**Collected material**
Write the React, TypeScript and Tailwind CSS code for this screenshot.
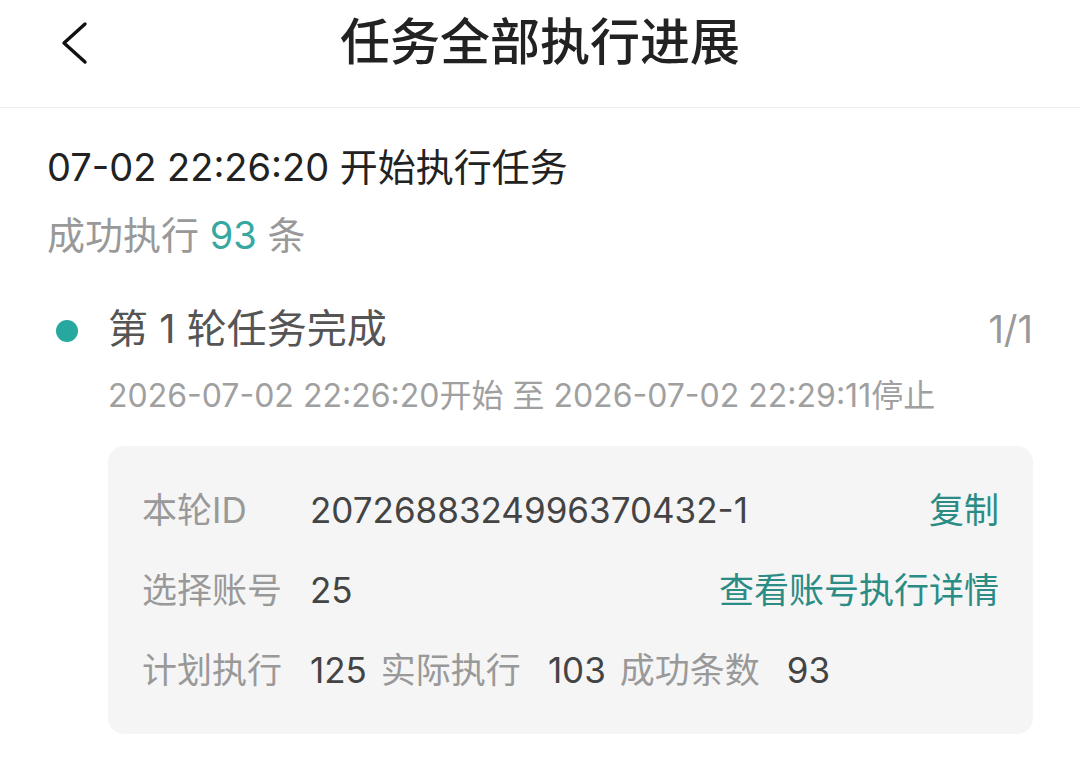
const font = { fontFamily: 'Inter, "Noto Sans CJK SC", "Noto Sans", sans-serif' };

/**
 * Task execution progress page: a header with a back button, a summary of the
 * run and one card per round with its ID, account count and totals.
 */
export default function App() {
  return (
    <div className="h-[775px] w-[1080px] bg-white" style={font}>
      {/* Header */}
      <header className="relative flex h-[108px] items-center justify-center border-b border-[#eeeeee]">
        <button className="absolute left-[58px] top-[19px] text-[#111111]">
          <svg width="32" height="48" viewBox="0 0 32 48" fill="none">
            <polyline
              points="27,5 6,24 27,43"
              stroke="currentColor"
              strokeWidth="3.4"
              strokeLinecap="round"
              strokeLinejoin="round"
            />
          </svg>
        </button>
        <h1 className="-mt-[24px] text-[50px] font-medium leading-[56px] text-[#222222]">
          任务全部执行进展
        </h1>
      </header>

      <main className="px-[47px]">
        {/* Run summary */}
        <p className="mt-[31px] text-[38px] leading-[56px] text-[#222222]">
          07-02 22:26:20 开始执行任务
        </p>
        <p className="mt-[12px] text-[38px] leading-[56px] text-[#999999]">
          成功执行 <span className="text-[#36a8a0]">93</span> 条
        </p>

        {/* Round heading */}
        <div className="mt-[38px] flex items-center">
          <span className="ml-[9px] mr-[30px] mt-[4px] h-[22px] w-[22px] rounded-full bg-[#26a89e]" />
          <span className="flex-1 text-[40px] leading-[56px] text-[#555555]">第 1 轮任务完成</span>
          <span className="text-[38px] leading-[56px] text-[#999999]">1/1</span>
        </div>
        <p className="ml-[61px] mt-[15px] text-[32px] leading-[48px] text-[#a0a0a0]">
          2026-07-02 22:26:20开始 至 2026-07-02 22:29:11停止
        </p>

        {/* Round details */}
        <div className="ml-[61px] mt-[26px] rounded-[16px] bg-[#f5f5f5] px-[34px] py-[24px] text-[35px]">
          <div className="flex h-[80px] items-center">
            <span className="w-[168px] text-[#999999]">本轮ID</span>
            <span className="flex-1 text-[#444444]">2072688324996370432-1</span>
            <span className="text-[#2a8c84]">复制</span>
          </div>
          <div className="flex h-[80px] items-center">
            <span className="w-[168px] text-[#999999]">选择账号</span>
            <span className="flex-1 text-[#444444]">25</span>
            <span className="text-[#2a8c84]">查看账号执行详情</span>
          </div>
          <div className="flex h-[80px] items-center">
            <span className="w-[168px] text-[#999999]">计划执行</span>
            <span className="mr-[14px] text-[#444444]">125</span>
            <span className="mr-[27px] text-[#999999]">实际执行</span>
            <span className="mr-[14px] text-[#444444]">103</span>
            <span className="mr-[27px] text-[#999999]">成功条数</span>
            <span className="text-[#444444]">93</span>
          </div>
        </div>
      </main>
    </div>
  );
}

**What the exercise asks**
Without the pictures, copy the material exactly as given.

**Reply**
Write the React, TypeScript and Tailwind CSS code for this screenshot.
const font = { fontFamily: 'Inter, "Noto Sans CJK SC", "Noto Sans", sans-serif' };

/**
 * Task execution progress page: a header with a back button, a summary of the
 * run and one card per round with its ID, account count and totals.
 */
export default function App() {
  return (
    <div className="h-[775px] w-[1080px] bg-white" style={font}>
      {/* Header */}
      <header className="relative flex h-[108px] items-center justify-center border-b border-[#eeeeee]">
        <button className="absolute left-[58px] top-[19px] text-[#111111]">
          <svg width="32" height="48" viewBox="0 0 32 48" fill="none">
            <polyline
              points="27,5 6,24 27,43"
              stroke="currentColor"
              strokeWidth="3.4"
              strokeLinecap="round"
              strokeLinejoin="round"
            />
          </svg>
        </button>
        <h1 className="-mt-[24px] text-[50px] font-medium leading-[56px] text-[#222222]">
          任务全部执行进展
        </h1>
      </header>

      <main className="px-[47px]">
        {/* Run summary */}
        <p className="mt-[31px] text-[38px] leading-[56px] text-[#222222]">
          07-02 22:26:20 开始执行任务
        </p>
        <p className="mt-[12px] text-[38px] leading-[56px] text-[#999999]">
          成功执行 <span className="text-[#36a8a0]">93</span> 条
        </p>

        {/* Round heading */}
        <div className="mt-[38px] flex items-center">
          <span className="ml-[9px] mr-[30px] mt-[4px] h-[22px] w-[22px] rounded-full bg-[#26a89e]" />
          <span className="flex-1 text-[40px] leading-[56px] text-[#555555]">第 1 轮任务完成</span>
          <span className="text-[38px] leading-[56px] text-[#999999]">1/1</span>
        </div>
        <p className="ml-[61px] mt-[15px] text-[32px] leading-[48px] text-[#a0a0a0]">
          2026-07-02 22:26:20开始 至 2026-07-02 22:29:11停止
        </p>

        {/* Round details */}
        <div className="ml-[61px] mt-[26px] rounded-[16px] bg-[#f5f5f5] px-[34px] py-[24px] text-[35px]">
          <div className="flex h-[80px] items-center">
            <span className="w-[168px] text-[#999999]">本轮ID</span>
            <span className="flex-1 text-[#444444]">2072688324996370432-1</span>
            <span className="text-[#2a8c84]">复制</span>
          </div>
          <div className="flex h-[80px] items-center">
            <span className="w-[168px] text-[#999999]">选择账号</span>
            <span className="flex-1 text-[#444444]">25</span>
            <span className="text-[#2a8c84]">查看账号执行详情</span>
          </div>
          <div className="flex h-[80px] items-center">
            <span className="w-[168px] text-[#999999]">计划执行</span>
            <span className="mr-[14px] text-[#444444]">125</span>
            <span className="mr-[27px] text-[#999999]">实际执行</span>
            <span className="mr-[14px] text-[#444444]">103</span>
            <span className="mr-[27px] text-[#999999]">成功条数</span>
            <span className="text-[#444444]">93</span>
          </div>
        </div>
      </main>
    </div>
  );
}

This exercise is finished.